Infirmité Motrice Cérébrale: Les défis de la prise en charge dans l’Adamaoua
Le Cameroun s’est joint au monde entier pour célébrer le 6 octobre dernier, la journée mondiale de la paralysie cérébrale. Placée cette année sous le thème, paralysie cérébrale : comprendre et lever les tabous ; gage d’une amélioration de de la prise en charge et de la prévention.
L’IMC, ou Infirmité Motrice Cérébrale, est, selon les spécialistes, un trouble permanent du développement moteur résultant de lésions survenues au cerveau avant, pendant ou peu après la naissance. Cela affecte les mouvements, l’équilibre et la posture de l’enfant. Les enfants atteints d’IMC peuvent présenter une raideur musculaire (spasticité), des mouvements involontaires ou encore des problèmes de coordination. C’est une condition complexe qui peut varier en intensité d’un enfant à l’autre.
Préjugés et stigmatisation
Dans la région de l’Adamaoua, cette affection fait l’objet de curiosité et des idées reçues. Pour plusieurs personnes, cette maladie est le résultat des sectes pernicieuses dans lesquelles les parents de ces enfants seraient entrés pour s’enrichir. « Je peux vous dire que cette maladie n’est pas simple. Ce sont des enfants serpents et la solution c’est de les déposer au bord d’une rivière pour s’en débarrasser. En plus, quand on observe bien, les parents qui ont des enfants pareils sont d’une certaine classe sociale » avance Zeh, habitant de Ngaoundéré. Selon ce dernier, c’est la conséquence du pacte des parents pour la richesse. « Sans doute, ces enfants ont été vendus en contrepartie de la richesse des parents ». Dans les communautés, de centaines d’enfants sont retirés des centres de prise en charge.
Dans la ville de Ngaoundéré par exemple, les centres de prise en charge ne courent pas les rues. Une initiative installée il y a moins de 5 ans subsiste tant bien que mal dans la prise en charge et le suivi de ces enfants. Selon la promotrice, Carine Djouellah, la prise en charge de ces enfants fait appel à plusieurs spécialistes. « Elle implique la kinésithérapie pour améliorer la mobilité, l’orthophonie pour aider à développer le langage, et parfois l’ergothérapie pour adapter l’environnement de l’enfant. Nous travaillons également avec des psychologues et des éducateurs spécialisés pour stimuler l’enfant et favoriser son inclusion sociale » dit-elle. Son centre accueille plus de 20 enfants issus de différents milieux. Ces enfants sont suivis au cas par cas. « Nous suivons 24 enfants atteints d’IMC. Chaque enfant bénéficie d’un programme de prise en charge personnalisé, adapté à ses besoins spécifiques.
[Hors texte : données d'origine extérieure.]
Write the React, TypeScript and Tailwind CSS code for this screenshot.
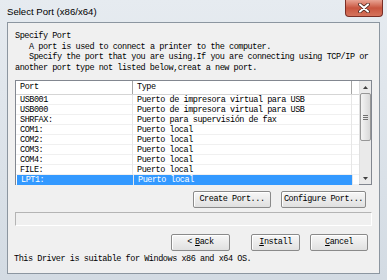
const ports = [
  ["USB001", "Puerto de impresora virtual para USB"],
  ["USB000", "Puerto de impresora virtual para USB"],
  ["SHRFAX:", "Puerto para supervisión de fax"],
  ["COM1:", "Puerto local"],
  ["COM2:", "Puerto local"],
  ["COM3:", "Puerto local"],
  ["COM4:", "Puerto local"],
  ["FILE:", "Puerto local"],
  ["LPT1:", "Puerto local"],
]

const mono = "font-['Liberation_Mono',monospace] text-[8.5px] tracking-[-0.45px] text-black"

function Btn({ w, children }: { w: string; children: React.ReactNode }) {
  return (
    <div
      className={`${w} h-[17px] flex items-center justify-center border border-[#8a8a8a] rounded-[2px] bg-gradient-to-b from-[#f7f7f7] to-[#e0e0e0] shadow-[inset_1px_1px_0_#fff] ${mono}`}
    >
      {children}
    </div>
  )
}

export default function App() {
  return (
    <div className="w-[387px] h-[280px] overflow-hidden bg-gradient-to-b from-[#e6ebf0] to-[#d3dbe3] flex flex-col">
      {/* title bar */}
      <div className="h-[22px] flex items-start relative shrink-0">
        <div className="pl-[7px] pt-[5px] font-['Liberation_Sans',sans-serif] text-[9.6px] text-black leading-[13px]">
          Select Port (x86/x64)
        </div>
        <div className="absolute right-[4px] top-0 w-[38px] h-[17px] rounded-b-[4px] border border-t-0 border-[#7a2e25] bg-gradient-to-b from-[#e8a394] via-[#c8553f] to-[#d5735c] flex items-center justify-center">
          <svg width="12" height="10" viewBox="0 0 12 10">
            <path d="M2 1.5 L10 8.5 M10 1.5 L2 8.5" stroke="#3a1a14" strokeWidth="3.6" strokeLinecap="round" />
            <path d="M2 1.5 L10 8.5 M10 1.5 L2 8.5" stroke="#ffffff" strokeWidth="2.2" strokeLinecap="round" />
          </svg>
        </div>
      </div>

      {/* client area */}
      <div className="mx-[7px] h-[252px] border border-[#8c96a0] bg-[#f0f0f0] flex flex-col">
        <div className={`${mono} leading-[10.5px] pl-[7px] pt-[8px]`}>
          <div>Specify Port</div>
          <div className="pl-[14px]">A port is used to connect a printer to the computer.</div>
          <div className="pl-[14px]">Specify the port that you are using.If you are connecting using TCP/IP or</div>
          <div>another port type not listed below,creat a new port.</div>
        </div>

        {/* list view */}
        <div className="mx-[7px] mt-[7px] h-[105px] border border-[#828790] bg-white flex">
          <div className="flex-1 flex flex-col">
            <div className="h-[14px] flex border-b border-[#d5d5d5] bg-white">
              <div className={`w-[117px] border-r border-[#a5a5a5] pl-[4px] flex items-center ${mono}`}>Port</div>
              <div className={`w-[219px] border-r border-[#a5a5a5] pl-[4px] flex items-center ${mono}`}>Type</div>
              <div className="flex-1" />
            </div>
            {ports.map(([p, t], i) => {
              const sel = i === ports.length - 1
              return (
                <div key={p} className="h-[10px] flex shadow-[inset_0_-1px_0_#f0f0f0]">
                  <div
                    className={`w-[117px] shadow-[inset_-1px_0_0_#e6e6e6] pl-[4px] flex items-center leading-[10px] ${mono} ${sel ? "bg-[#3399ff] !text-white ml-[1px] pl-[3px]" : ""}`}
                  >
                    {p}
                  </div>
                  <div
                    className={`w-[219px] shadow-[inset_-1px_0_0_#e6e6e6] pl-[4px] flex items-center leading-[10px] ${mono} ${sel ? "bg-[#3399ff] !text-white" : ""}`}
                  >
                    {t}
                  </div>
                  <div className="flex-1" />
                </div>
              )
            })}
          </div>
          {/* scrollbar */}
          <div className="w-[12px] bg-[#eaeaea] border-l border-[#e0e0e0] flex flex-col items-center">
            <div className="h-[12px] w-full flex items-center justify-center">
              <svg width="5" height="3" viewBox="0 0 5 3">
                <path d="M0 3 L2.5 0 L5 3 Z" fill="#404040" />
              </svg>
            </div>
            <div className="w-[11px] h-[48px] rounded-[2px] border border-[#979797] bg-gradient-to-r from-[#f4f4f4] to-[#d8d8d8] flex flex-col items-center justify-center gap-[1px]">
              <div className="w-[5px] h-px bg-[#707070]" />
              <div className="w-[5px] h-px bg-[#707070]" />
              <div className="w-[5px] h-px bg-[#707070]" />
            </div>
            <div className="flex-1" />
            <div className="h-[12px] w-full flex items-center justify-center">
              <svg width="5" height="3" viewBox="0 0 5 3">
                <path d="M0 0 L2.5 3 L5 0 Z" fill="#404040" />
              </svg>
            </div>
          </div>
        </div>

        {/* port buttons */}
        <div className="flex justify-end gap-[10px] mt-[6px] mr-[13px]">
          <Btn w="w-[78px]">Create Port...</Btn>
          <Btn w="w-[85px]">Configure Port...</Btn>
        </div>

        {/* progress bar */}
        <div className="mx-[7px] mt-[4px] h-[14px] border border-[#b4b4b4] border-b-white border-r-white bg-[#f0f0f0]" />

        {/* dialog buttons */}
        <div className="flex justify-end mt-[8px] mr-[11px]">
          <Btn w="w-[59px]">
            &lt; <span className="underline ml-[3px]">B</span>ack
          </Btn>
          <div className="w-[21px]" />
          <Btn w="w-[49px]">
            <span className="underline">I</span>nstall
          </Btn>
          <div className="w-[10px]" />
          <Btn w="w-[58px]">
            <span className="underline">C</span>ancel
          </Btn>
        </div>

        <div className={`${mono} leading-[11px] pl-[6px] mt-[3px]`}>
          This Driver is suitable for Windows x86 and x64 OS.
        </div>
      </div>
    </div>
  )
}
Nous travaillons en étroite collaboration avec les parents pour s’assurer que le suivi continue également à domicile ».
Face à la demande sans cesse croissante, le centre se trouve aujourd’hui à l’étroit. « Nous militons activement pour que davantage de centres soient créés, surtout dans les zones rurales ».
Insuffisance du plateau technique
La multiplication des hôpitaux avec l’affectation des spécialistes, comme au Centre Hospitalier Régional de Ngaoundéré arrive comme un coup de pouce. Au-delà de l’affectation du personnel médical dans les hôpitaux, l’appui au centre de dame Carine pourrait être une bouffée d’oxygène pour ces enfants qui ne demandent qu’à être suivis de manière adéquate. « Nous ne recevons absolument aucun soutien de l’État, aucune subvention pour couvrir les besoins. Nous avons besoin d’un engagement conséquent des pouvoirs publics, que ce soit en termes de financement, de formation des professionnels ou de mise à disposition de matériel spécialisé ».
Unique centre connu de certains parents, ce dernier fonctionne grâce à l’appui des parents qui y font suivre leurs progénitures. Pour eux, si la communauté pouvait davantage investir dans l’accompagnement, aucun enfant IMC ne serait abandonné à son triste sort. « Que les municipalités investissent dans ce centre, ce serait une œuvre salutaire. Ça va contribuer à soulager la peine de ces enfants » souhaite Belmondo, parent.
Enseignante de formation et mère d’une fille IMC, madame Carine Djouellah fait office de pionnière dans la prise en charge des enfants IMC. Aujourd’hui, le regret de cette dame est le décès du bébé Adonaï dont les parents faute de moyens ont perdu leur enfant.